There were so many weird things that happened in the lead up to it and it replays over and over in my mind - it’s just did that actually happen?”
Ms Mann’s siblings were back in the UK at the time and woke to the news of the tragedy which had befallen their family half a world away.
A LOVE OF LIFE
Mr Hughes was born in the UK and was a father of four children and stepfather to his new wife’s children – Sian Long and Lewis Ainsworth.
A passionate golfer, he enjoyed a drink and was a devoted follower of Everton FC.
Phil Hughes, speaking on the Gold Coast on Monday during a visit to mark one year on, said his father was “full of life” while Ms Manns described him as “still thinking he was 25 years old”.
“He loved a lad’s golfing holiday … he was Peter Pan. He was never going to grow up.”
Another daughter Ms Cavanagh fondly recalls her father going so far as to convince his Liverpool-loving grandson Jacob to switch team allegiances with the gift of a Blues jersey.
“Jacob, my little boy, is a Liverpool supporter, we turned up at the pub one day and he had a Liverpool top on so the next thing for his Christmas present, dad turned up with an Everton top for him,” she said.
For 35 years he ran his own interior design company which specialised in carpets, blinds and other fittings.
Another visiting daughter Faye Hughes has now taken over its operations.
“I worked alongside him so I thought it was only right to carry it on for him,” she said.
“He worked so hard for it so I wanted to carry it on for him.”
Mr Hughes married Diane, a civil servant in 2021 after a customer set them up on a blind date over lunch.
She later told her family she “just knew” he was the one the minute she met him.

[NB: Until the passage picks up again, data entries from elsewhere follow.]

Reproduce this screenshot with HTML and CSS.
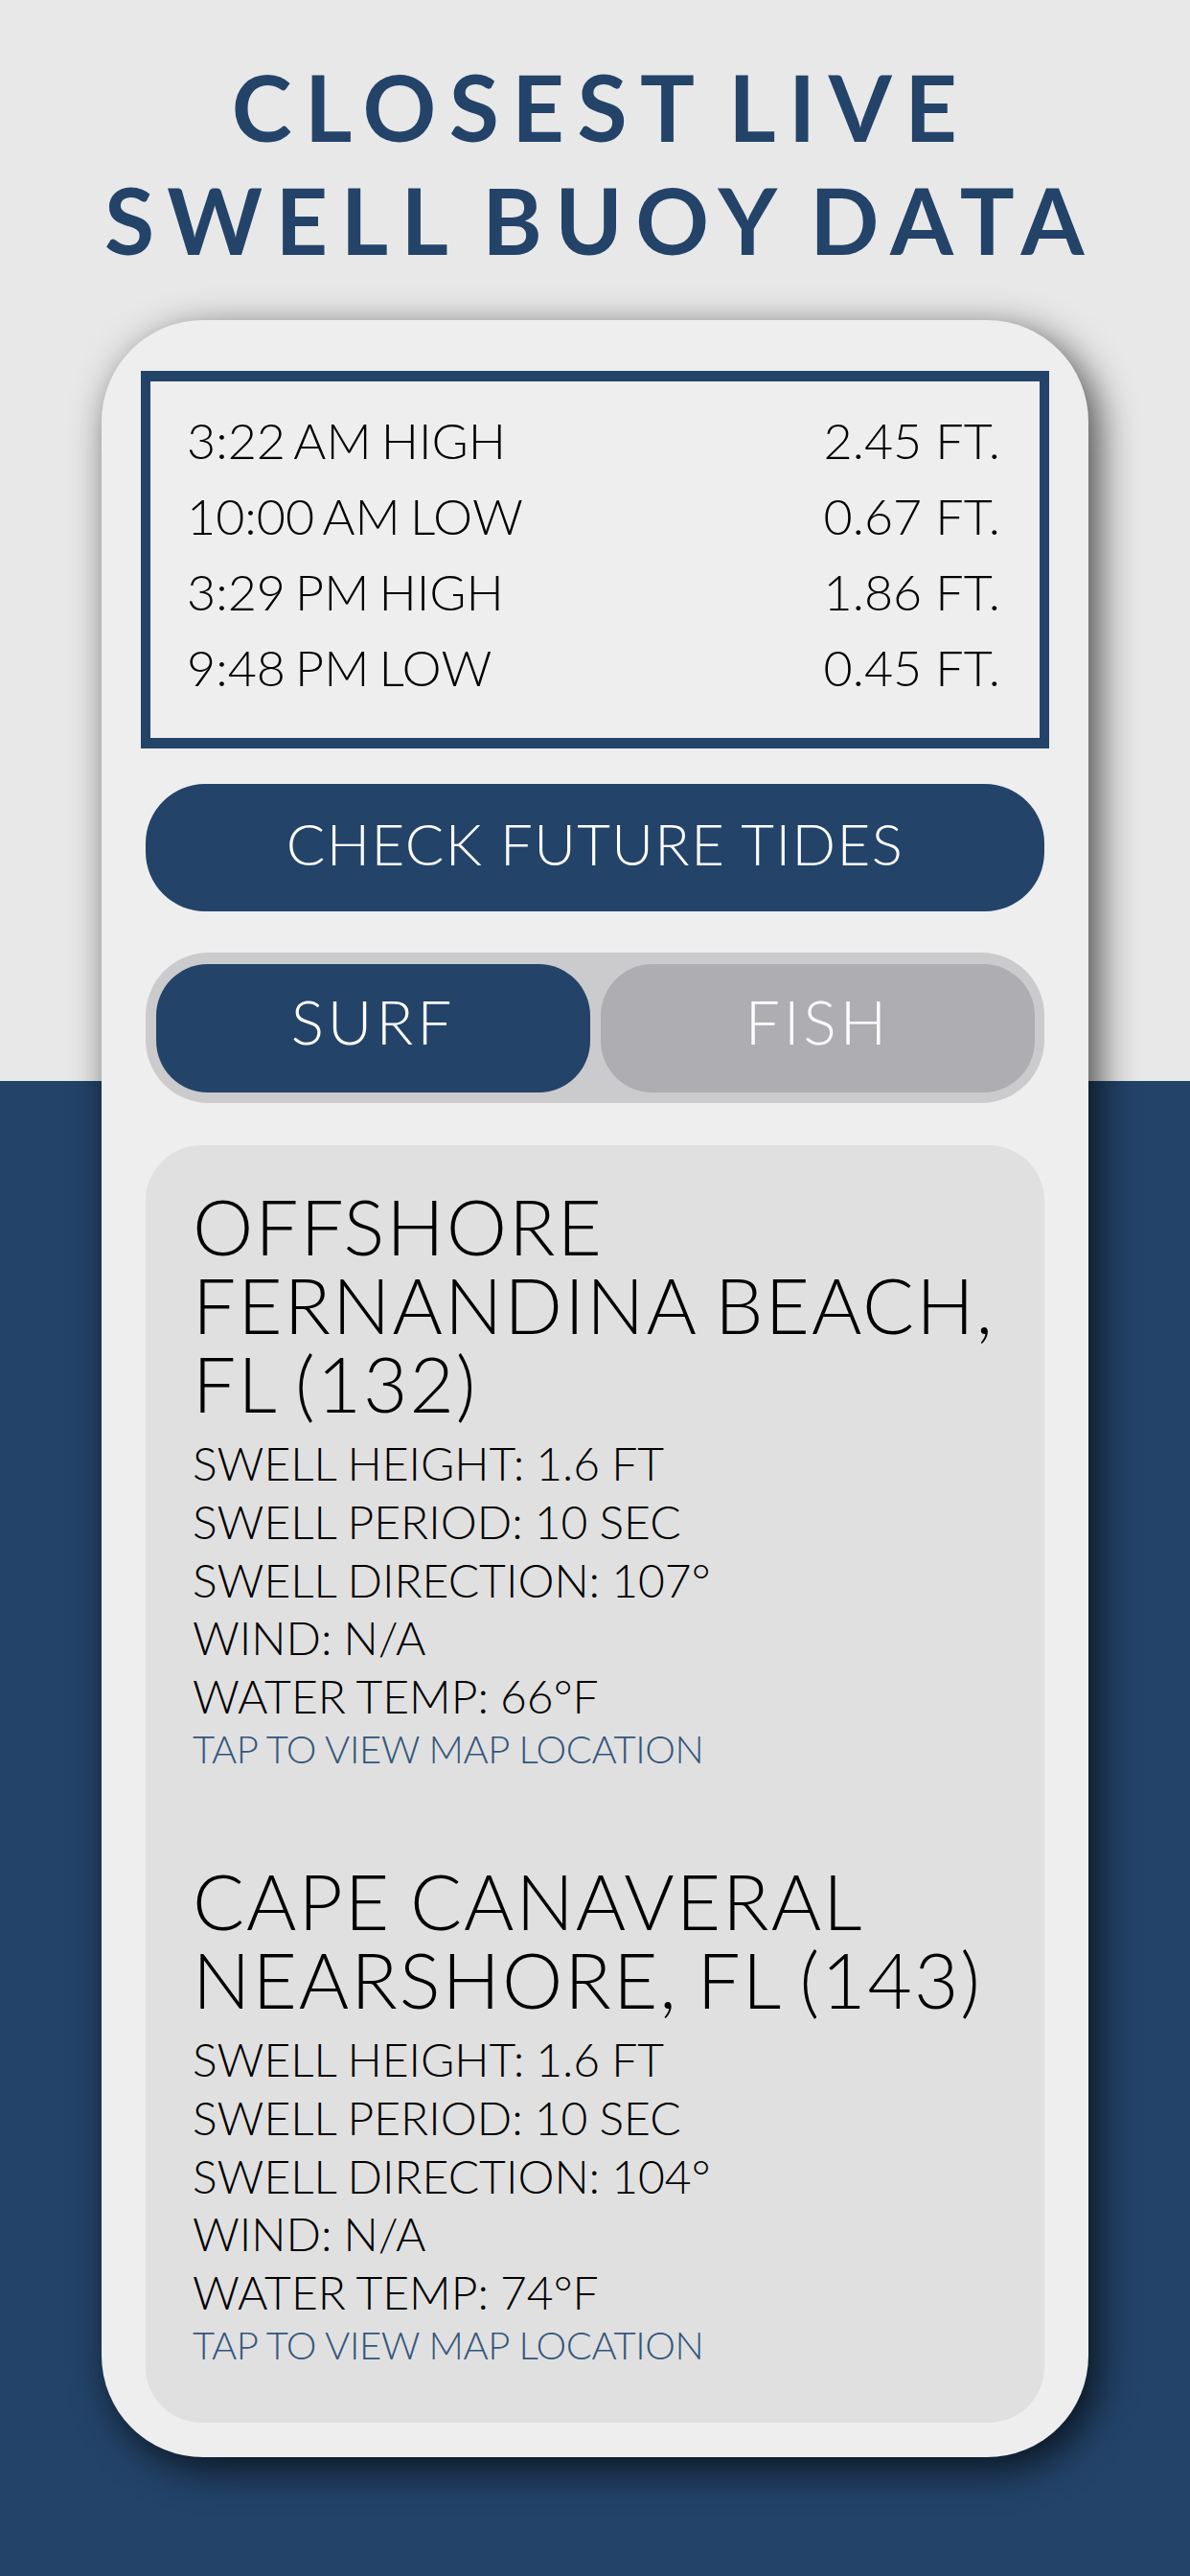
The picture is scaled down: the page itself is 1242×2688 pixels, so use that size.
FILE: index.html
```html
<!DOCTYPE html>
<html lang="en">
<head>
    <meta charset="UTF-8">
    <meta name="viewport" content="width=device-width, initial-scale=1.0">
    <title>Closest Live Swell Buoy Data</title>
    <link rel="stylesheet" href="styles.css">
</head>
<body>
    <h1 class="headline">CLOSEST LIVE<br>SWELL BUOY DATA</h1>
    <main class="card">
        <section class="tides">
            <div class="tide"><span>3:22 AM HIGH</span><span>2.45 FT.</span></div>
            <div class="tide"><span>10:00 AM LOW</span><span>0.67 FT.</span></div>
            <div class="tide"><span>3:29 PM HIGH</span><span>1.86 FT.</span></div>
            <div class="tide"><span>9:48 PM LOW</span><span>0.45 FT.</span></div>
        </section>
        <div class="btn-future">CHECK FUTURE TIDES</div>
        <div class="toggle">
            <div class="toggle-item active">SURF</div>
            <div class="toggle-item">FISH</div>
        </div>
        <section class="buoys">
            <article class="buoy">
                <h2>OFFSHORE<br>FERNANDINA BEACH,<br>FL (132)</h2>
                <p>SWELL HEIGHT: 1.6 FT</p>
                <p>SWELL PERIOD: 10 SEC</p>
                <p>SWELL DIRECTION: 107°</p>
                <p>WIND: N/A</p>
                <p>WATER TEMP: 66°F</p>
                <a class="map-link">TAP TO VIEW MAP LOCATION</a>
            </article>
            <article class="buoy">
                <h2>CAPE CANAVERAL<br>NEARSHORE, FL (143)</h2>
                <p>SWELL HEIGHT: 1.6 FT</p>
                <p>SWELL PERIOD: 10 SEC</p>
                <p>SWELL DIRECTION: 104°</p>
                <p>WIND: N/A</p>
                <p>WATER TEMP: 74°F</p>
                <a class="map-link">TAP TO VIEW MAP LOCATION</a>
            </article>
        </section>
    </main>
</body>
</html>
```

FILE: styles.css
```css
html, body { margin: 0; padding: 0; }
body { width: 1242px; height: 2688px; overflow: hidden; font-family: "Lato", "Liberation Sans", sans-serif; font-weight: 300; color: #000; background: linear-gradient(to bottom, #e8e8e8 1128px, #234369 1128px); }

.headline { margin: 0; padding: 52px 0 0 12px; height: 334px; box-sizing: border-box; text-align: center; font-size: 95px; line-height: 118px; font-weight: 700; letter-spacing: 13.5px; word-spacing: -12px; color: #234369; }

.card { width: 1030px; height: 2230px; margin: 0 auto; padding: 53px 46px 0; box-sizing: border-box; background: #eeeeee; border-radius: 106px; box-shadow: 10px 12px 40px rgba(0, 0, 0, .7); }

.tides { margin: 0 -5px; height: 394px; padding: 22px 41px 0 38px; box-sizing: border-box; border: 11px solid #234369; border-width: 11px 10px; }
.tide { display: flex; justify-content: space-between; height: 79px; line-height: 79px; font-size: 52px; word-spacing: -4px; }
.tide span:last-child { word-spacing: 0; }

.btn-future { margin-top: 37px; height: 133px; line-height: 124px; border-radius: 62px; background: #234369; color: #fff; text-align: center; font-size: 60px; letter-spacing: 1.4px; }

.toggle { margin-top: 43px; height: 157px; padding: 12px 10px 11px 11px; box-sizing: border-box; display: flex; gap: 11px; background: #cbcbcd; border-radius: 66px; }
.toggle-item { flex: 1; background: #aeadb2; color: #fff; border-radius: 54px; text-align: center; line-height: 120px; font-size: 64px; letter-spacing: 4px; }
.toggle-item.active { background: #234369; }

.buoys { margin-top: 44px; height: 1333px; padding: 43px 30px 0 49px; box-sizing: border-box; background: #e0e0e0; border-radius: 58px; }
.buoy { margin-bottom: 92px; }
.buoy h2 { margin: 0 0 13px; font-size: 80px; line-height: 82px; font-weight: 300; letter-spacing: 2px; word-spacing: -4px; }
.buoy p { margin: 0; font-size: 48px; line-height: 60.8px; word-spacing: -1px; }
.map-link { display: block; margin-top: -1px; font-size: 40px; line-height: 50px; letter-spacing: -.4px; color: #34567d; }
```
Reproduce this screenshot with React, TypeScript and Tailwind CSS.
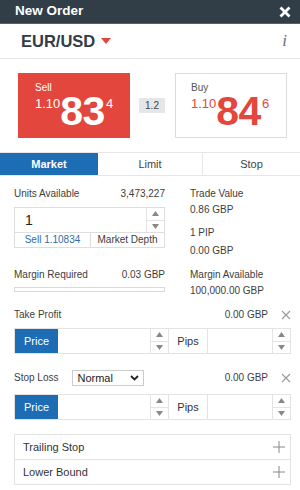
import React from "react";

const Spinner = () => (
  <div className="flex flex-col w-[18px] border-l border-[#e3e3e3] self-stretch">
    <div className="flex-1 flex items-center justify-center border-b border-[#e3e3e3]">
      <svg width="7" height="5" viewBox="0 0 7 5"><path d="M0 5 L3.5 0 L7 5 Z" fill="#888" /></svg>
    </div>
    <div className="flex-1 flex items-center justify-center">
      <svg width="7" height="5" viewBox="0 0 7 5"><path d="M0 0 L3.5 5 L7 0 Z" fill="#888" /></svg>
    </div>
  </div>
);

const PriceRow = () => (
  <div className="flex h-[26px] border border-[#e3e3e3] text-[11px]">
    <div className="w-[43px] bg-[#1d6db5] text-white flex items-center justify-center">Price</div>
    <div className="flex-1" />
    <Spinner />
    <div className="w-[39px] border-l border-[#e3e3e3] flex items-center justify-center text-[#333]">Pips</div>
    <div className="w-[65px] border-l border-[#e3e3e3]" />
    <Spinner />
  </div>
);

const Close = () => (
  <svg width="10" height="10" viewBox="0 0 10 10"><path d="M1 1 L9 9 M9 1 L1 9" stroke="#999" strokeWidth="1.1" /></svg>
);

const Plus = () => (
  <svg width="12" height="12" viewBox="0 0 12 12"><path d="M6 0 V12 M0 6 H12" stroke="#888" strokeWidth="1" /></svg>
);

export default function App() {
  return (
    <div className="w-[300px] h-[490px] bg-white overflow-hidden" style={{ fontFamily: '"Liberation Sans", Arial, sans-serif' }}>
      {/* Header */}
      <div className="h-[24px] bg-[#313e47] border-b border-[#56626a] flex items-center justify-between pl-[15px] pr-[9px]">
        <span className="text-white font-bold text-[13.5px]">New Order</span>
        <svg width="12" height="12" viewBox="0 0 12 12"><path d="M1.5 1.5 L10.5 10.5 M10.5 1.5 L1.5 10.5" stroke="#fff" strokeWidth="2.8" /></svg>
      </div>
      {/* Pair row */}
      <div className="h-[35px] border-b border-[#e6e6e6] flex items-center justify-between pl-[21px] pr-[13px]">
        <div className="flex items-center">
          <span className="font-bold text-[16.5px] text-[#333c44]">EUR/USD</span>
          <svg className="ml-[6px]" width="10" height="6" viewBox="0 0 10 6"><path d="M0 0 H10 L5 6 Z" fill="#e2463c" /></svg>
        </div>
        <span className="italic text-[17px] text-[#6b7178]" style={{ fontFamily: '"Liberation Serif", serif' }}>i</span>
      </div>
      {/* Prices */}
      <div className="flex items-center pl-[18px] pr-[13px] pt-[14px]">
        <div className="w-[112px] h-[65px] bg-[#e2463c] text-white pl-[17px] pt-[9px]">
          <div className="text-[10px] leading-[12px]">Sell</div>
          <div className="flex items-start mt-[4px]">
            <span className="text-[13px] leading-[12px]">1.10</span>
            <span className="text-[41px] leading-[30px] font-bold tracking-[-0.5px] mt-[-2px]">83</span>
            <span className="text-[13px] leading-[12px] ml-[1px]">4</span>
          </div>
        </div>
        <div className="ml-[9px] w-[26px] h-[15px] bg-[#e5e6e8] text-[10px] text-[#444] flex items-center justify-center">1.2</div>
        <div className="ml-[10px] w-[112px] h-[65px] border border-[#dcdcdc] text-[#e2463c] pl-[15px] pt-[8px]">
          <div className="text-[10px] leading-[12px] text-[#555]">Buy</div>
          <div className="flex items-start mt-[4px]">
            <span className="text-[13px] leading-[12px]">1.10</span>
            <span className="text-[41px] leading-[30px] font-bold tracking-[-0.5px] mt-[-2px]">84</span>
            <span className="text-[13px] leading-[12px] ml-[1px]">6</span>
          </div>
        </div>
      </div>
      {/* Tabs */}
      <div className="mt-[14px] flex h-[24px] border-t border-b border-[#e6e6e6] text-[11px]">
        <div className="w-[98px] bg-[#1d6db5] text-white font-bold flex items-center justify-center">Market</div>
        <div className="w-[105px] flex items-center justify-center text-[#444] border-r border-[#e6e6e6]">Limit</div>
        <div className="flex-1 flex items-center justify-center text-[#444]">Stop</div>
      </div>
      {/* Info */}
      <div className="flex pl-[14px] pt-[12px] text-[10px] leading-[12px] text-[#3d3d3d]">
        <div className="w-[151px] flex flex-col">
          <div className="flex justify-between">
            <span>Units Available</span>
            <span>3,473,227</span>
          </div>
          <div className="mt-[7px] h-[41px] border border-[#dedede] flex flex-col">
            <div className="flex flex-1">
              <div className="flex-1 pl-[10px] flex items-center text-[14px] text-[#222]">1</div>
              <Spinner />
            </div>
            <div className="h-[15px] border-t border-[#dedede] flex">
              <div className="w-[76px] flex items-center justify-center text-[#2f6ea8] border-r border-[#dedede]">Sell 1.10834</div>
              <div className="flex-1 flex items-center justify-center">Market Depth</div>
            </div>
          </div>
          <div className="mt-[21px] flex justify-between">
            <span>Margin Required</span>
            <span>0.03 GBP</span>
          </div>
          <div className="mt-[6px] h-[5px] border border-[#d9d9d9]" />
        </div>
        <div className="ml-[25px] flex flex-col">
          <span>Trade Value</span>
          <span className="mt-[4px]">0.86 GBP</span>
          <span className="mt-[11px]">1 PIP</span>
          <span className="mt-[6px]">0.00 GBP</span>
          <span className="mt-[12px]">Margin Available</span>
          <span className="mt-[4px]">100,000.00 GBP</span>
        </div>
      </div>
      {/* Take Profit */}
      <div className="pl-[14px] pr-[9px] mt-[12px] text-[10px] leading-[12px] text-[#3d3d3d]">
        <div className="flex items-center justify-between h-[12px]">
          <span>Take Profit</span>
          <div className="flex items-center">
            <span>0.00 GBP</span>
            <span className="ml-[13px] flex"><Close /></span>
          </div>
        </div>
        <div className="mt-[7px]"><PriceRow /></div>
        <div className="mt-[16px] flex items-center justify-between h-[16px]">
          <div className="flex items-center">
            <span>Stop Loss</span>
            <div className="ml-[14px] w-[72px] h-[16px] border border-[#ccc] flex items-center justify-between pl-[4px] pr-[4px] text-[11px] text-[#222]">
              <span>Normal</span>
              <svg width="9" height="6" viewBox="0 0 9 6"><path d="M1 1 L4.5 4.5 L8 1" stroke="#222" strokeWidth="1.8" fill="none" /></svg>
            </div>
          </div>
          <div className="flex items-center">
            <span>0.00 GBP</span>
            <span className="ml-[13px] flex"><Close /></span>
          </div>
        </div>
        <div className="mt-[8px]"><PriceRow /></div>
        <div className="mt-[14px] border border-[#e3e3e3] text-[11px] text-[#333]">
          <div className="h-[25px] flex items-center justify-between pl-[8px] pr-[5px] border-b border-[#e3e3e3]">
            <span>Trailing Stop</span>
            <Plus />
          </div>
          <div className="h-[24px] flex items-center justify-between pl-[8px] pr-[5px]">
            <span>Lower Bound</span>
            <Plus />
          </div>
        </div>
      </div>
    </div>
  );
}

The pair travelled to the US for their honeymoon.
After becoming a couple, they travelled constantly.
“Especially in that last year, they did so much that they wanted to do,” Ms Hughes recalled.
Mr Hughes had travelled to the Gold Coast and Australia more than five times in the previous decade to see his daughter and her family, doting on his grandchildren at Christmas time.
“They just loved it so much (and) Dad would always say, ‘oh, if I was younger I’d move here in a heartbeat’ (because) he just loved it here.
“He really loved Burleigh and had that little picture of it in his kitchen.”
Mrs Hughes had been due to celebrate her 58th birthday with her family on January 9 a week after her death.
MOURNING A LOSS
The four children of Mr Hughes reunited in recent weeks for the Christmas of 2023 on the Gold Coast to spend the festive season and the anniversary of the loss of their father and his wife together.
They will lay flowers at the Broadwater and spend the day supporting each other through their grief.
They want people to remember their father for the way he was – not just a tourist who took a scenic chopper trip that fateful day: “A very cheeky smile, an infectious laugh, bright blue eyes and just full of life”.
INVESTIGATION LATEST
The Australian Transport Safety Bureau (ATSB) is expected to release its next interim report into the circumstances of the collision on Tuesday.
Investigators have interviewed the survivors, as well as more than 80 witnesses, including first responders.
The ATSB’s initial report, which was released in March, found evidence the pilots may have been ‘flying blind” and that there had been no communication with each other in the lead-up to the tragedy.
The ATSB report is expected to hand down its findings in mid-2024 ahead of a coronial inquest.